Disadvantages of pistols

Generally being a self-defense weapon for use under 50 metres, most handgun rounds have neither the energy nor the accuracy of a round fired from a rifle or shotgun.

Pistols and gun politics

Smaller pistols are easily concealed on a person—a trait that is particularly useful to people wishing to carry a handgun for self-protection or for criminals wishing to bear arms. Larger handguns, including many hunting pistols, are often much longer and thus less concealable. For these reasons, handguns are a particular focus of debates on gun politics, and in many jurisdictions their ownership is much more heavily regulated than long arms.

In the United States, 48 states allow some form of concealed carry by citizens meeting training or other requirements. 39 of these states, called "shall-issue" states, require issue of a permit if there is no compelling reason not to issue a permit (such as a prior felony conviction, a restraining order, or history of mental illness). Generally, in a shall issue state, if a person cannot obtain a concealed weapons permit once training requirements are met, that person also cannot lawfully own a firearm.

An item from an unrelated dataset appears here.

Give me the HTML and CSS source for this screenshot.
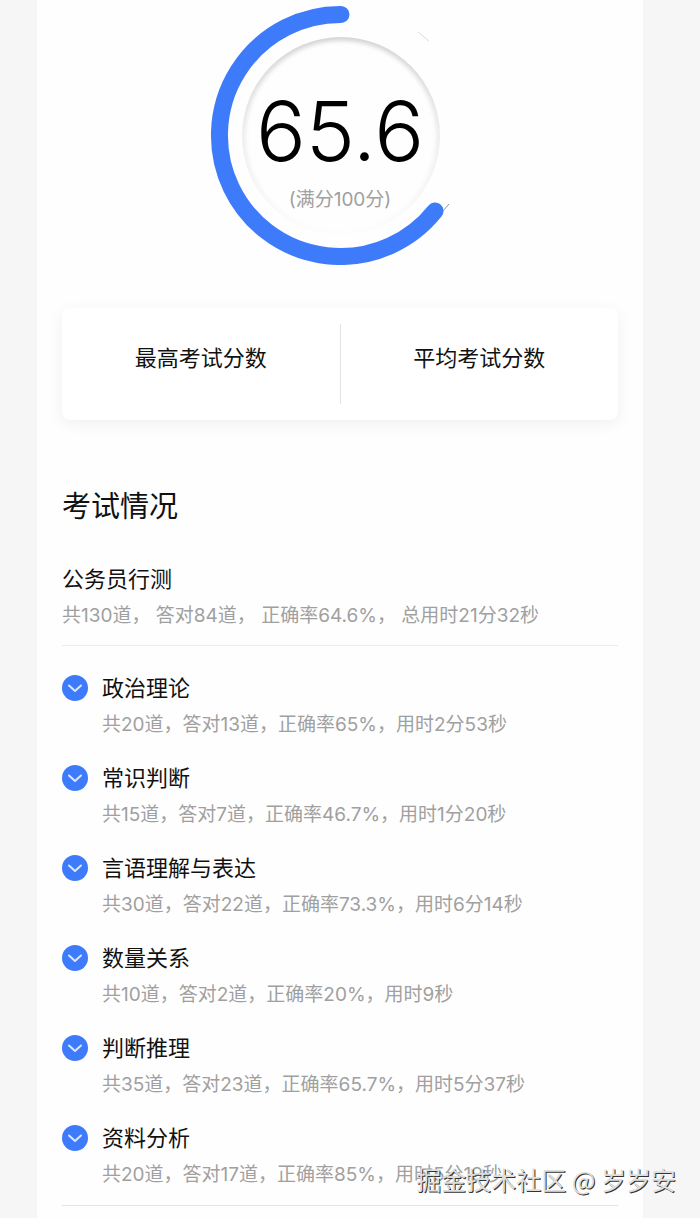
FILE: index.html
```
<!DOCTYPE html>
<html lang="zh-CN">
<head>
    <meta charset="UTF-8">
    <meta name="viewport" content="width=device-width, initial-scale=1.0">
    <title>考试情况</title>
    <link rel="stylesheet" href="styles.css">
</head>
<body>
<main class="sheet">
    <section class="gauge">
        <svg class="gauge-ring" viewBox="0 0 260 260" aria-hidden="true">
            <defs>
                <linearGradient id="rim" x1="0" y1="0" x2="0" y2="1">
                    <stop offset="0" stop-color="#d2d2d5"/>
                    <stop offset="0.5" stop-color="#ececed"/>
                    <stop offset="1" stop-color="#fdfdfd"/>
                </linearGradient>
                <filter id="soft" x="-10%" y="-10%" width="120%" height="120%">
                    <feGaussianBlur stdDeviation="2"/>
                </filter>
                <clipPath id="dial">
                    <circle cx="131" cy="131" r="99"/>
                </clipPath>
            </defs>
            <g clip-path="url(#dial)">
                <circle cx="131" cy="131" r="99" fill="none" stroke="url(#rim)" stroke-width="7" filter="url(#soft)"/>
            </g>
            <path d="M131 9.500A121 121 0 1 0 225 206" fill="none" stroke="#3d7bfb" stroke-width="17" stroke-linecap="round"/>
            <path d="M233 206l6-7" stroke="#8d95a3" stroke-width="1"/>
            <path d="M208 27l11 9" stroke="#dcdcdc" stroke-width="1"/>
        </svg>
        <div class="gauge-text">
            <div class="score">65.6</div>
            <div class="full-score">(满分100分)</div>
        </div>
    </section>

    <section class="summary">
        <div class="summary-item">最高考试分数</div>
        <div class="summary-item">平均考试分数</div>
    </section>

    <section class="result">
        <h1>考试情况</h1>
        <div class="subject">
            <h2>公务员行测</h2>
            <p>共130道， 答对84道， 正确率64.6%， 总用时21分32秒</p>
        </div>
        <ul class="modules">
            <li>
                <button class="toggle" aria-label="展开政治理论"><svg viewBox="0 0 26 26"><path d="M7 10.500l6 5.500 6-5.500"/></svg></button>
                <div>
                    <h2>政治理论</h2>
                    <p>共20道，答对13道，正确率65%，用时2分53秒</p>
                </div>
            </li>
            <li>
                <button class="toggle" aria-label="展开常识判断"><svg viewBox="0 0 26 26"><path d="M7 10.500l6 5.500 6-5.500"/></svg></button>
                <div>
                    <h2>常识判断</h2>
                    <p>共15道，答对7道，正确率46.7%，用时1分20秒</p>
                </div>
            </li>
            <li>
                <button class="toggle" aria-label="展开言语理解与表达"><svg viewBox="0 0 26 26"><path d="M7 10.500l6 5.500 6-5.500"/></svg></button>
                <div>
                    <h2>言语理解与表达</h2>
                    <p>共30道，答对22道，正确率73.3%，用时6分14秒</p>
                </div>
            </li>
            <li>
                <button class="toggle" aria-label="展开数量关系"><svg viewBox="0 0 26 26"><path d="M7 10.500l6 5.500 6-5.500"/></svg></button>
                <div>
                    <h2>数量关系</h2>
                    <p>共10道，答对2道，正确率20%，用时9秒</p>
                </div>
            </li>
            <li>
                <button class="toggle" aria-label="展开判断推理"><svg viewBox="0 0 26 26"><path d="M7 10.500l6 5.500 6-5.500"/></svg></button>
                <div>
                    <h2>判断推理</h2>
                    <p>共35道，答对23道，正确率65.7%，用时5分37秒</p>
                </div>
            </li>
            <li>
                <button class="toggle" aria-label="展开资料分析"><svg viewBox="0 0 26 26"><path d="M7 10.500l6 5.500 6-5.500"/></svg></button>
                <div>
                    <h2>资料分析</h2>
                    <p>共20道，答对17道，正确率85%，用时5分19秒</p>
                </div>
            </li>
        </ul>
    </section>
</main>
<div class="watermark">掘金技术社区 @ 岁岁安</div>
</body>
</html>
```

FILE: styles.css
```
* {
    box-sizing: border-box;
    margin: 0;
    padding: 0;
}

body {
    position: relative;
    min-height: 100vh;
    background-color: #f6f6f6;
    color: #111;
    font-family: Inter, "Noto Sans CJK SC", sans-serif;
    font-size: 19px;
}

.sheet {
    min-height: 100vh;
    margin: 0 57px 0 37px;
    padding: 5px 25px 12px;
    background-color: #fefefe;
}

.gauge {
    display: grid;
    justify-content: center;
}

.gauge-ring,
.gauge-text {
    grid-area: 1 / 1;
}

.gauge-ring {
    width: 260px;
    height: 260px;
}

.gauge-text {
    padding-top: 76px;
    text-align: center;
}

.score {
    color: #000;
    font-size: 83px;
    font-weight: 300;
    line-height: 100px;
}

.full-score {
    color: #a0a0a0;
    line-height: 38px;
}

.summary {
    display: flex;
    margin-top: 43px;
    padding: 16px 0;
    border-radius: 8px;
    background-color: #fff;
    box-shadow: 0 4px 16px rgba(0, 0, 0, 0.06);
}

.summary-item {
    flex: 1;
    height: 80px;
    padding-top: 16px;
    font-size: 22px;
    line-height: 36px;
    text-align: center;
}

.summary-item + .summary-item {
    border-left: 1px solid #e4e4e4;
}

h1 {
    margin-top: 65px;
    font-size: 29px;
    font-weight: 400;
    line-height: 44px;
}

h2 {
    font-size: 22px;
    font-weight: 400;
    line-height: 36px;
}

p {
    color: #a0a0a0;
    line-height: 38px;
}

.subject {
    padding: 32px 0 10px;
    border-bottom: 1px solid #ececec;
}

.modules {
    display: flex;
    flex-direction: column;
    gap: 16px;
    padding: 24px 0 11px;
    border-bottom: 1px solid #e4e4e4;
    list-style: none;
}

.modules li {
    display: flex;
    align-items: flex-start;
    gap: 14px;
}

.toggle {
    width: 26px;
    height: 26px;
    margin-top: 5px;
    border: none;
    border-radius: 50%;
    background-color: #3d7bfb;
    cursor: pointer;
}

.toggle svg {
    display: block;
    fill: none;
    stroke: #dbe7ff;
    stroke-width: 2;
    stroke-linecap: round;
    stroke-linejoin: round;
}

.watermark {
    position: absolute;
    right: 24px;
    bottom: 21px;
    color: #dedede;
    font-family: "Noto Sans CJK SC", sans-serif;
    font-size: 25px;
    line-height: 36px;
    text-shadow: 1px 1px 0 #333;
}
```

The remaining 9 states, called "may-issue" states, may deny a permit for any reason, usually at the discretion of local law enforcement.

In the United States, a person must be 21 years of age to purchase a handgun or ammunition intended for a handgun from a Federally licensed dealer, which is higher than the age requirement of 18 for rifles and shotguns.

In the United Kingdom, civilian ownership of almost any pistol has been outlawed since the Dunblane massacre of 1996; the only exclusion were single shot rimfire and muzzleloading pistols; all cartridge firearms were later banned in 1997. Air pistols are still legal, however, those with power levels over 6 foot pounds (half the limit for air rifles) are classified as firearms.

See the main gun politics article or the article on concealed carry in particular for more details on this debate.

Other related info

In the 1780s, Alessandro Volta built a toy electric pistol ([1]) in which an electric spark caused the explosion of a mixture of air and hydrogen, firing a cork from the end of the gun.